■ **Directive**: Find each line with the word "React" and copy it.

■ **Dataset content**:

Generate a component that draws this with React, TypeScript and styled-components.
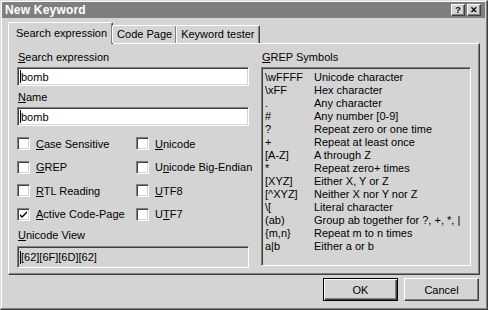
import React from "react";
import styled, { createGlobalStyle, css } from "styled-components";

const Global = createGlobalStyle`
  html, body { margin: 0; padding: 0; background: #d4d4d4; }
  body { font-family: "Liberation Sans", Arial, sans-serif; font-size: 11px; color: #000; }
`;

const Window = styled.div`
  width: 488px;
  height: 310px;
  box-sizing: border-box;
  background: #d4d4d4;
  border-top: 1px solid #dcdcdc;
  border-left: 1px solid #dcdcdc;
  border-right: 1px solid #404040;
  border-bottom: 1px solid #404040;
  box-shadow: inset -1px -1px 0 #808080, inset 1px 1px 0 #fff;
  padding: 1px 2px 2px 1px;
  display: flex;
  flex-direction: column;
`;

const TitleBar = styled.div`
  height: 16px;
  background: #7f7f7f;
  display: flex;
  align-items: center;
  padding: 0 4px 0 3px;
`;

const Title = styled.div`
  flex: 1;
  color: #fff;
  font-weight: bold;
  font-size: 12px;
  letter-spacing: 0.2px;
`;

const TitleButton = styled.div<{ $gap?: boolean }>`
  width: 14px;
  height: 12px;
  box-sizing: border-box;
  background: #d4d4d4;
  border-top: 1px solid #fff;
  border-left: 1px solid #fff;
  border-right: 1px solid #404040;
  border-bottom: 1px solid #404040;
  box-shadow: inset -1px -1px 0 #808080;
  margin-left: ${(p) => (p.$gap ? "2px" : "0")};
  display: flex;
  align-items: center;
  justify-content: center;
  font-size: 9px;
  font-weight: bold;
  line-height: 1;
  color: #000;
`;

const Body = styled.div`
  flex: 1;
  display: flex;
  flex-direction: column;
  padding: 4px 6px 0 6px;
`;

const TabRow = styled.div`
  display: flex;
  align-items: flex-end;
  height: 21px;
  position: relative;
  z-index: 1;
`;

const Tab = styled.div<{ $active?: boolean }>`
  box-sizing: border-box;
  height: 18px;
  padding: 0 4px 1px 4px;
  display: flex;
  align-items: center;
  background: #d4d4d4;
  border-top: 1px solid #fff;
  border-left: 1px solid #fff;
  border-right: 1px solid #404040;
  box-shadow: inset -1px 0 0 #808080;
  border-radius: 2px 2px 0 0;
  font-size: 11px;
  white-space: nowrap;
  ${(p) =>
    p.$active
      ? css`
          margin-bottom: -1px;
          height: 22px;
          padding: 0 5px 2px 7px;
        `
      : css`
          margin-left: -1px;
        `}
`;

const Panel = styled.div`
  box-sizing: border-box;
  height: 232px;
  width: 472px;
  background: #d4d4d4;
  border-top: 1px solid #fff;
  border-left: 1px solid #fff;
  border-right: 1px solid #404040;
  border-bottom: 1px solid #404040;
  box-shadow: inset -1px -1px 0 #808080;
  display: grid;
  grid-template-columns: 232px 210px;
  column-gap: 12px;
  padding: 6px 0 0 8px;
`;

const Column = styled.div`
  display: flex;
  flex-direction: column;
`;

const Label = styled.div<{ $top?: number }>`
  height: 15px;
  line-height: 15px;
  margin-top: ${(p) => p.$top ?? 0}px;
  margin-left: 1px;
  font-size: 11px;
  white-space: nowrap;
`;

const Sunken = styled.div<{ $ro?: boolean }>`
  box-sizing: border-box;
  border-top: 1px solid #808080;
  border-left: 1px solid #808080;
  border-right: 1px solid #fff;
  border-bottom: 1px solid #fff;
  box-shadow: inset 1px 1px 0 #404040, inset -1px -1px 0 #d4d4d4;
  background: ${(p) => (p.$ro ? "#d4d4d4" : "#fff")};
`;

const Input = styled(Sunken)`
  height: 19px;
  margin-top: 2px;
  display: flex;
  align-items: center;
  padding-left: 2px;
  font-size: 11px;
`;

const Caret = styled.span`
  display: inline-block;
  width: 1px;
  height: 13px;
  background: #000;
`;

const CheckGrid = styled.div`
  display: grid;
  grid-template-columns: 119px 1fr;
  grid-auto-rows: 23.5px;
  margin-top: 6px;
`;

const CheckItem = styled.div`
  display: flex;
  align-items: center;
  gap: 6px;
  font-size: 11px;
  white-space: nowrap;
`;

const Box = styled(Sunken)`
  width: 13px;
  height: 13px;
  flex: none;
  display: flex;
  align-items: center;
  justify-content: center;
`;

const UnicodeBox = styled(Sunken)`
  height: 22px;
  margin-top: 3px;
  display: flex;
  align-items: center;
  padding-left: 2px;
  font-size: 11px;
`;

const ListBox = styled(Sunken)`
  width: 210px;
  height: 199px;
  margin-top: 2px;
  background: #d4d4d4;
  padding: 3px 0 0 3px;
  display: grid;
  grid-template-columns: 49px 1fr;
  grid-auto-rows: 13px;
  align-content: start;
  font-size: 11px;
  line-height: 13px;
  white-space: nowrap;
`;

const Footer = styled.div`
  display: flex;
  justify-content: flex-end;
  gap: 6px;
  padding: 3px 0 0 0;
`;

const Button = styled.div<{ $default?: boolean }>`
  box-sizing: border-box;
  width: 75px;
  height: 23px;
  display: flex;
  align-items: center;
  justify-content: center;
  font-size: 11px;
  background: #d4d4d4;
  ${(p) =>
    p.$default
      ? css`
          border: 1px solid #000;
          box-shadow: inset 1px 1px 0 #fff, inset -1px -1px 0 #404040, inset -2px -2px 0 #808080;
        `
      : css`
          border-top: 1px solid #fff;
          border-left: 1px solid #fff;
          border-right: 1px solid #404040;
          border-bottom: 1px solid #404040;
          box-shadow: inset -1px -1px 0 #808080;
        `}
`;

const U = styled.span`
  text-decoration: underline;
  text-underline-offset: 1px;
`;

const Check = () => (
  <svg width="9" height="9" viewBox="0 0 9 9">
    <path d="M1 4 L3 6 L8 1 L8 3 L3 8 L1 6 Z" fill="#000" />
  </svg>
);

const lbl = (text: string, idx: number) => (
  <>
    {text.slice(0, idx)}
    <U>{text[idx]}</U>
    {text.slice(idx + 1)}
  </>
);

const checks: [string, number, boolean][] = [
  ["Case Sensitive", 0, false],
  ["Unicode", 0, false],
  ["GREP", 0, false],
  ["Unicode Big-Endian", 1, false],
  ["RTL Reading", 0, false],
  ["UTF8", 0, false],
  ["Active Code-Page", 0, true],
  ["UTF7", 1, false],
];

const symbols: [string, string][] = [
  ["\\wFFFF", "Unicode character"],
  ["\\xFF", "Hex character"],
  [".", "Any character"],
  ["#", "Any number [0-9]"],
  ["?", "Repeat zero or one time"],
  ["+", "Repeat at least once"],
  ["[A-Z]", "A through Z"],
  ["*", "Repeat zero+ times"],
  ["[XYZ]", "Either X, Y or Z"],
  ["[^XYZ]", "Neither X nor Y nor Z"],
  ["\\[", "Literal character"],
  ["(ab)", "Group ab together for ?, +, *, |"],
  ["{m,n}", "Repeat m to n times"],
  ["a|b", "Either a or b"],
];

export default function App() {
  return (
    <>
      <Global />
      <Window>
        <TitleBar>
          <Title>New Keyword</Title>
          <TitleButton>?</TitleButton>
          <TitleButton $gap>✕</TitleButton>
        </TitleBar>
        <Body>
          <TabRow>
            <Tab $active>Search expression</Tab>
            <Tab>Code Page</Tab>
            <Tab>Keyword tester</Tab>
          </TabRow>
          <Panel>
            <Column>
              <Label>{lbl("Search expression", 0)}</Label>
              <Input>
                <Caret />
                bomb
              </Input>
              <Label $top={4}>{lbl("Name", 0)}</Label>
              <Input>
                <Caret />
                bomb
              </Input>
              <CheckGrid>
                {checks.map(([t, i, c]) => (
                  <CheckItem key={t}>
                    <Box>{c && <Check />}</Box>
                    <span>{lbl(t, i)}</span>
                  </CheckItem>
                ))}
              </CheckGrid>
              <Label $top={2}>{lbl("Unicode View", 0)}</Label>
              <UnicodeBox $ro>
                <Caret />
                [62][6F][6D][62]
              </UnicodeBox>
            </Column>
            <Column>
              <Label>{lbl("GREP Symbols", 0)}</Label>
              <ListBox $ro>
                {symbols.map(([a, b]) => (
                  <React.Fragment key={a}>
                    <span>{a}</span>
                    <span>{b}</span>
                  </React.Fragment>
                ))}
              </ListBox>
            </Column>
          </Panel>
          <Footer>
            <Button $default>OK</Button>
            <Button>Cancel</Button>
          </Footer>
        </Body>
      </Window>
    </>
  );
}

■ **Solution**:
Generate a component that draws this with React, TypeScript and styled-components.
import React from "react";
                  <React.Fragment key={a}>
                  </React.Fragment>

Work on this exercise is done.